Published by under categories Bilingual Baby, From Lina | comments Comments (3)

For many Chinese who were born after 1970s, watching Chinese animation, mostly produced by Shanghai Animation Film Studio, was a remarkably beautiful and memorable part of their childhood.

With their refined brush strokes and fountain of colors and creativity, Chinese animated films are well-known worldwide for its unique artistic style, so called the “Chinese School”. It has a history of over 90 years, starting with the Wan Brothers, especially Wan Laiming (1900-1997), the Walt Disney of China, and his twin brother Wan Guchan (1900-1995), who started to produce Chinese cartoon films in the 1920s.
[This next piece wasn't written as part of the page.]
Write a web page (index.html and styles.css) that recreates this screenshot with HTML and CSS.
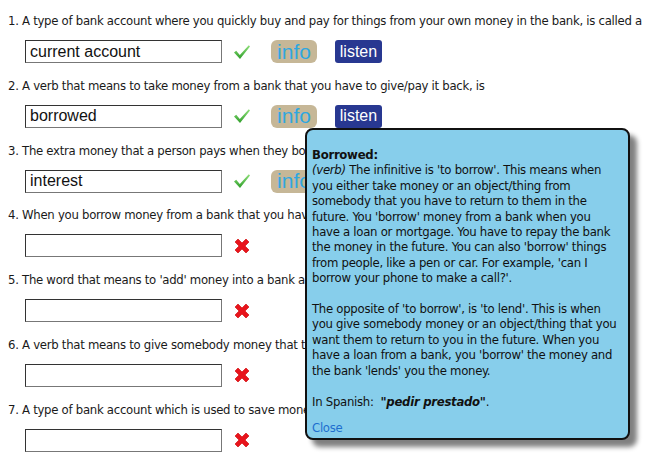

The Wan brothers, who are regarded as the founders and pioneers of the Chinese animation industry, believed that Chinese animation should be instructive, logical and thought-provoking besides being entertaining to its audience. They wanted to emphasize the development of an animation style that was uniquely Chinese. This rigid philosophy stayed with the industry for decades. And animations were essentially an extension of other facets of Chinese culture and art.

The stories often come from children’s stories, fairy tales and Chinese folklores. Then the stories were projected into films with a fantastic, humorous, and vivid appeal by a special artistic approach.

The artistic styles include both puppet animation and drawn animation, with a particular expertise in adapting popular visual styles (paper-cuts, soft water-and-ink brush painting, Chinese Lunar New Year style wood-cuts or nianhua and so on) for animated film.

For these reasons and more, Chinese animated films have earned more than 200 national & international film festival awards. It is one of the Chinese film genres winning the most international prizes.

The following titles are some of the most famous masterpieces that represent the highest level of Chinese animation in technique innovation and aesthetic expression. They are also typical representatives of Chinese culture and art.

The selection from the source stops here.